*What you will do*. Every line of the listing must be reproduced as it stands. Leave the images behind.

*Data shown*.
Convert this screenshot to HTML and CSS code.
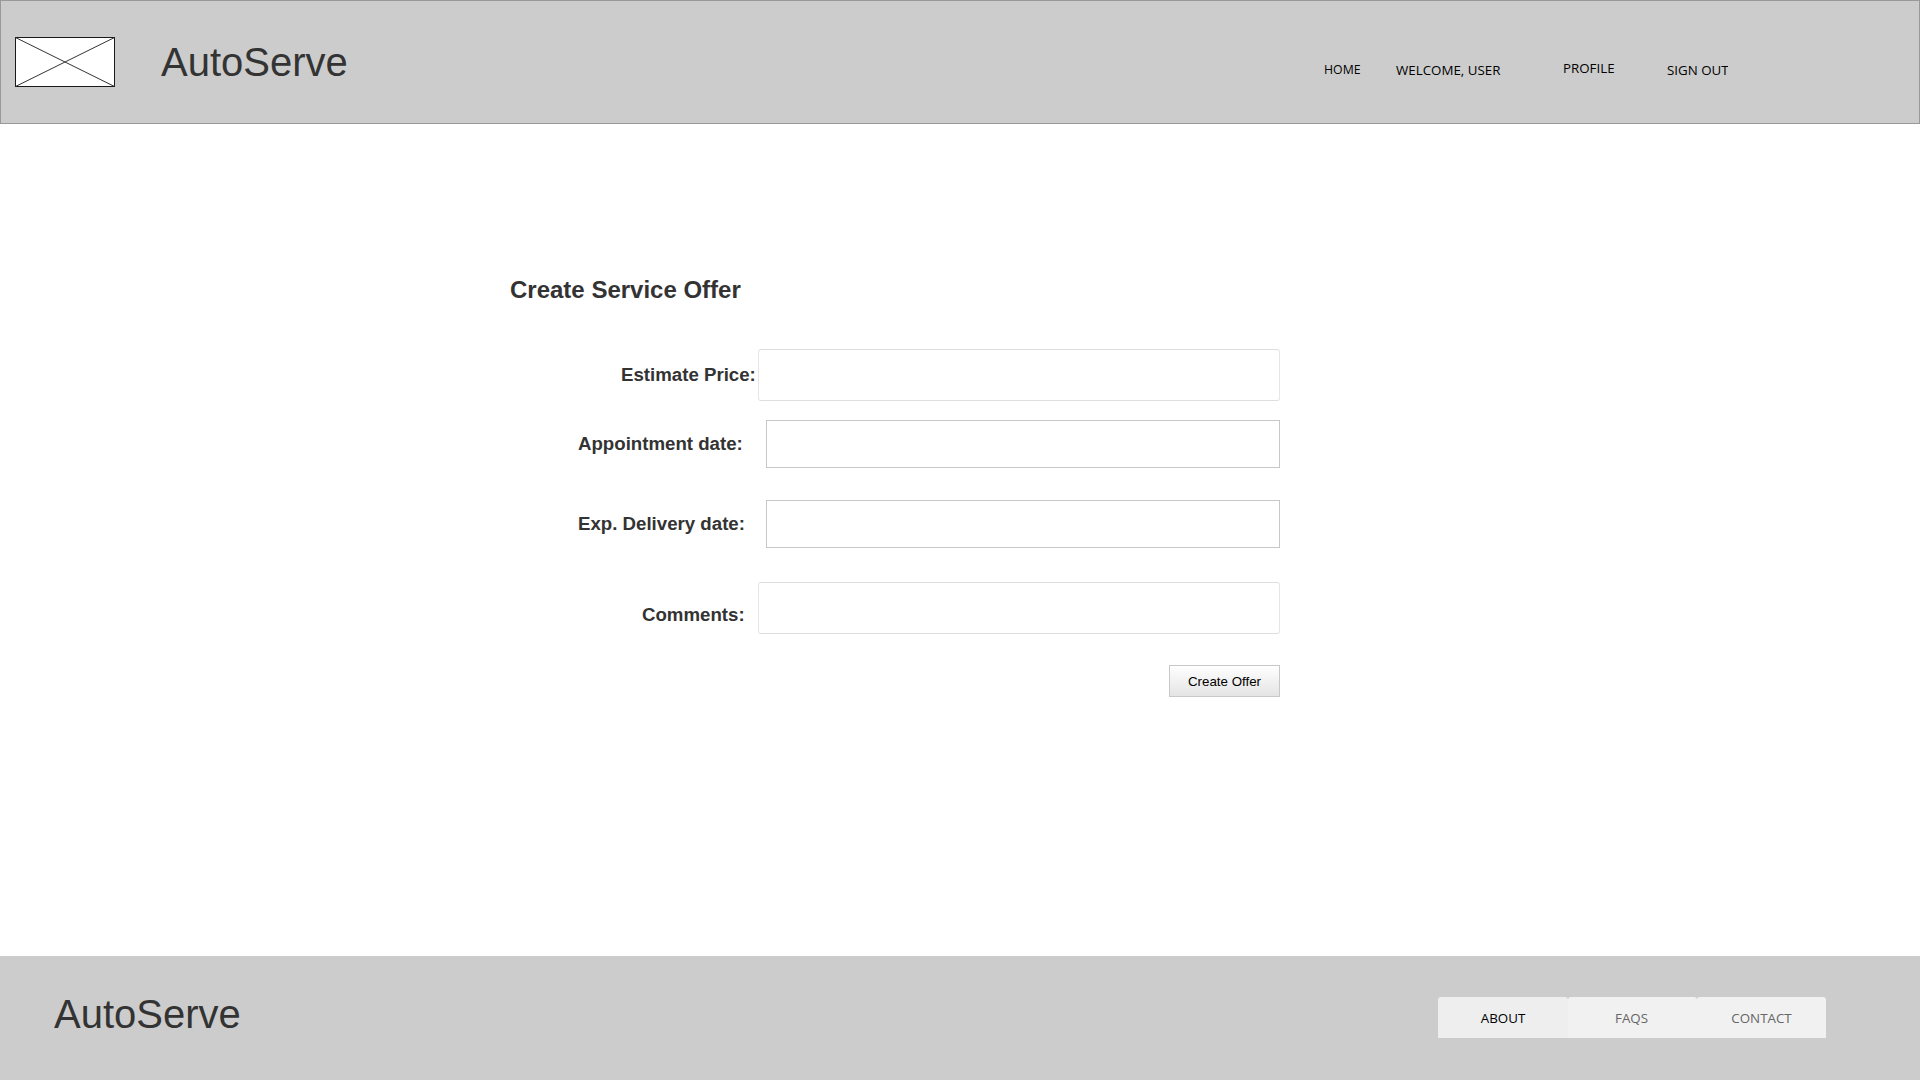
FILE: index.html
```
<!DOCTYPE html>
<html lang="en">
<head>
<meta charset="utf-8">
<title>AutoServe</title>
<link rel="stylesheet" href="styles.css">
</head>
<body>
<header class="header">
  <svg class="logo" width="100" height="50" viewBox="0 0 100 50">
    <rect x=".5" y=".5" width="99" height="49" fill="#fff" stroke="#1a1a1a"/>
    <path d="M.5 .5L99.5 49.5M99.5 .5L.5 49.5" stroke="#333" stroke-width="1" fill="none"/>
  </svg>
  <div class="brand">AutoServe</div>
  <nav class="nav">
    <a class="home">HOME</a>
    <a class="welcome">WELCOME, USER</a>
    <a class="profile">PROFILE</a>
    <a class="signout">SIGN OUT</a>
  </nav>
</header>
<main class="main">
  <h1 class="title">Create Service Offer</h1>
  <form class="form">
    <div class="row price">
      <label for="price">Estimate Price:</label>
      <input id="price" class="field rounded" type="text">
    </div>
    <div class="row appointment">
      <label for="appointment">Appointment date:</label>
      <input id="appointment" class="field" type="text">
    </div>
    <div class="row delivery">
      <label for="delivery">Exp. Delivery date:</label>
      <input id="delivery" class="field" type="text">
    </div>
    <div class="row comments">
      <label for="comments">Comments:</label>
      <input id="comments" class="field rounded" type="text">
    </div>
    <button class="submit" type="button">Create Offer</button>
  </form>
</main>
<footer class="footer">
  <div class="brand">AutoServe</div>
  <nav class="tabs">
    <a class="tab active">ABOUT</a>
    <a class="tab faqs">FAQS</a>
    <a class="tab">CONTACT</a>
  </nav>
</footer>
</body>
</html>
```
FILE: styles.css
```
* {
  box-sizing: border-box;
}

body {
  margin: 0;
  height: 1080px;
  display: flex;
  flex-direction: column;
  overflow: hidden;
  background: #fff;
  color: #333;
  font-family: "Liberation Sans", Arial, sans-serif;
}

.header {
  height: 124px;
  display: flex;
  align-items: flex-start;
  padding: 36px 0 0 14px;
  background: #ccc;
  border: 1px solid #999;
}

.logo {
  flex: none;
}

.brand {
  font-size: 40px;
  line-height: 46px;
}

.header .brand {
  width: 240px;
  margin: 2px 0 0 46px;
}

.nav {
  display: flex;
  align-items: flex-start;
  margin: 24px 0 0 auto;
  width: 595px;
  color: #000;
  font: 13.333px/18px "Open Sans", sans-serif;
  white-space: nowrap;
}

.nav a {
  display: block;
  height: 20px;
  flex: none;
}

.nav .home {
  width: 72px;
  font-size: 12.3px;
}

.nav .welcome {
  width: 167px;
}

.nav .profile {
  width: 104px;
  margin-top: -2px;
}

.nav .signout {
  width: 61px;
  overflow: hidden;
}

.main {
  flex: 1;
  width: 770px;
  margin-left: 510px;
  padding-top: 152px;
}

.title {
  margin: 0;
  font-size: 24px;
  line-height: 28px;
}

.form {
  display: flex;
  flex-direction: column;
  margin-top: 45px;
}

.row {
  display: flex;
  align-items: flex-start;
  justify-content: space-between;
}

.row label {
  font-size: 18.667px;
  line-height: 22px;
  font-weight: bold;
  white-space: nowrap;
}

.price label {
  margin: 15px 0 0 111px;
}

.appointment {
  margin-top: 19px;
}

.appointment label {
  margin: 13px 0 0 68px;
}

.delivery {
  margin-top: 32px;
}

.delivery label {
  margin: 13px 0 0 68px;
}

.comments {
  margin-top: 34px;
}

.comments label {
  margin: 22px 0 0 132px;
}

.field {
  width: 514px;
  height: 48px;
  flex: none;
  padding: 0 10px;
  border: 1px solid #c8c8c8;
  background: #fff;
  outline: none;
}

.field.rounded {
  width: 522.5px;
  height: 52px;
  border-color: #dedede #e6e6e6;
  border-radius: 3px;
}

.submit {
  align-self: flex-end;
  width: 111px;
  height: 32px;
  margin-top: 31px;
  padding: 1px 0 0;
  border: 1px solid #c8c8c8;
  background: linear-gradient(#fff, #e4e4e4);
  color: #000;
  font: 13.333px/21px "Liberation Sans", Arial, sans-serif;
}

.footer {
  height: 124px;
  display: flex;
  align-items: flex-start;
  justify-content: space-between;
  padding: 35px 94px 0 54px;
  background: #ccc;
}

.tabs {
  display: flex;
  margin-top: 6px;
}

.tab {
  width: 129px;
  height: 41px;
  padding-top: 12px;
  border-radius: 3px 3px 0 0;
  background: #f1f1f1;
  color: #666;
  font: 13.333px/18px "Open Sans", sans-serif;
  text-align: center;
}

.tab.active {
  width: 130px;
  background: #eee;
  color: #000;
}

.tab.faqs {
  padding-right: 2px;
}
```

*Result*.
Convert this screenshot to HTML and CSS code.
FILE: index.html
```
<!DOCTYPE html>
<html lang="en">
<head>
<meta charset="utf-8">
<title>AutoServe</title>
<link rel="stylesheet" href="styles.css">
</head>
<body>
<header class="header">
  <svg class="logo" width="100" height="50" viewBox="0 0 100 50">
    <rect x=".5" y=".5" width="99" height="49" fill="#fff" stroke="#1a1a1a"/>
    <path d="M.5 .5L99.5 49.5M99.5 .5L.5 49.5" stroke="#333" stroke-width="1" fill="none"/>
  </svg>
  <div class="brand">AutoServe</div>
  <nav class="nav">
    <a class="home">HOME</a>
    <a class="welcome">WELCOME, USER</a>
    <a class="profile">PROFILE</a>
    <a class="signout">SIGN OUT</a>
  </nav>
</header>
<main class="main">
  <h1 class="title">Create Service Offer</h1>
  <form class="form">
    <div class="row price">
      <label for="price">Estimate Price:</label>
      <input id="price" class="field rounded" type="text">
    </div>
    <div class="row appointment">
      <label for="appointment">Appointment date:</label>
      <input id="appointment" class="field" type="text">
    </div>
    <div class="row delivery">
      <label for="delivery">Exp. Delivery date:</label>
      <input id="delivery" class="field" type="text">
    </div>
    <div class="row comments">
      <label for="comments">Comments:</label>
      <input id="comments" class="field rounded" type="text">
    </div>
    <button class="submit" type="button">Create Offer</button>
  </form>
</main>
<footer class="footer">
  <div class="brand">AutoServe</div>
  <nav class="tabs">
    <a class="tab active">ABOUT</a>
    <a class="tab faqs">FAQS</a>
    <a class="tab">CONTACT</a>
  </nav>
</footer>
</body>
</html>
```
FILE: styles.css
```
* {
  box-sizing: border-box;
}

body {
  margin: 0;
  height: 1080px;
  display: flex;
  flex-direction: column;
  overflow: hidden;
  background: #fff;
  color: #333;
  font-family: "Liberation Sans", Arial, sans-serif;
}

.header {
  height: 124px;
  display: flex;
  align-items: flex-start;
  padding: 36px 0 0 14px;
  background: #ccc;
  border: 1px solid #999;
}

.logo {
  flex: none;
}

.brand {
  font-size: 40px;
  line-height: 46px;
}

.header .brand {
  width: 240px;
  margin: 2px 0 0 46px;
}

.nav {
  display: flex;
  align-items: flex-start;
  margin: 24px 0 0 auto;
  width: 595px;
  color: #000;
  font: 13.333px/18px "Open Sans", sans-serif;
  white-space: nowrap;
}

.nav a {
  display: block;
  height: 20px;
  flex: none;
}

.nav .home {
  width: 72px;
  font-size: 12.3px;
}

.nav .welcome {
  width: 167px;
}

.nav .profile {
  width: 104px;
  margin-top: -2px;
}

.nav .signout {
  width: 61px;
  overflow: hidden;
}

.main {
  flex: 1;
  width: 770px;
  margin-left: 510px;
  padding-top: 152px;
}

.title {
  margin: 0;
  font-size: 24px;
  line-height: 28px;
}

.form {
  display: flex;
  flex-direction: column;
  margin-top: 45px;
}

.row {
  display: flex;
  align-items: flex-start;
  justify-content: space-between;
}

.row label {
  font-size: 18.667px;
  line-height: 22px;
  font-weight: bold;
  white-space: nowrap;
}

.price label {
  margin: 15px 0 0 111px;
}

.appointment {
  margin-top: 19px;
}

.appointment label {
  margin: 13px 0 0 68px;
}

.delivery {
  margin-top: 32px;
}

.delivery label {
  margin: 13px 0 0 68px;
}

.comments {
  margin-top: 34px;
}

.comments label {
  margin: 22px 0 0 132px;
}

.field {
  width: 514px;
  height: 48px;
  flex: none;
  padding: 0 10px;
  border: 1px solid #c8c8c8;
  background: #fff;
  outline: none;
}

.field.rounded {
  width: 522.5px;
  height: 52px;
  border-color: #dedede #e6e6e6;
  border-radius: 3px;
}

.submit {
  align-self: flex-end;
  width: 111px;
  height: 32px;
  margin-top: 31px;
  padding: 1px 0 0;
  border: 1px solid #c8c8c8;
  background: linear-gradient(#fff, #e4e4e4);
  color: #000;
  font: 13.333px/21px "Liberation Sans", Arial, sans-serif;
}

.footer {
  height: 124px;
  display: flex;
  align-items: flex-start;
  justify-content: space-between;
  padding: 35px 94px 0 54px;
  background: #ccc;
}

.tabs {
  display: flex;
  margin-top: 6px;
}

.tab {
  width: 129px;
  height: 41px;
  padding-top: 12px;
  border-radius: 3px 3px 0 0;
  background: #f1f1f1;
  color: #666;
  font: 13.333px/18px "Open Sans", sans-serif;
  text-align: center;
}

.tab.active {
  width: 130px;
  background: #eee;
  color: #000;
}

.tab.faqs {
  padding-right: 2px;
}
```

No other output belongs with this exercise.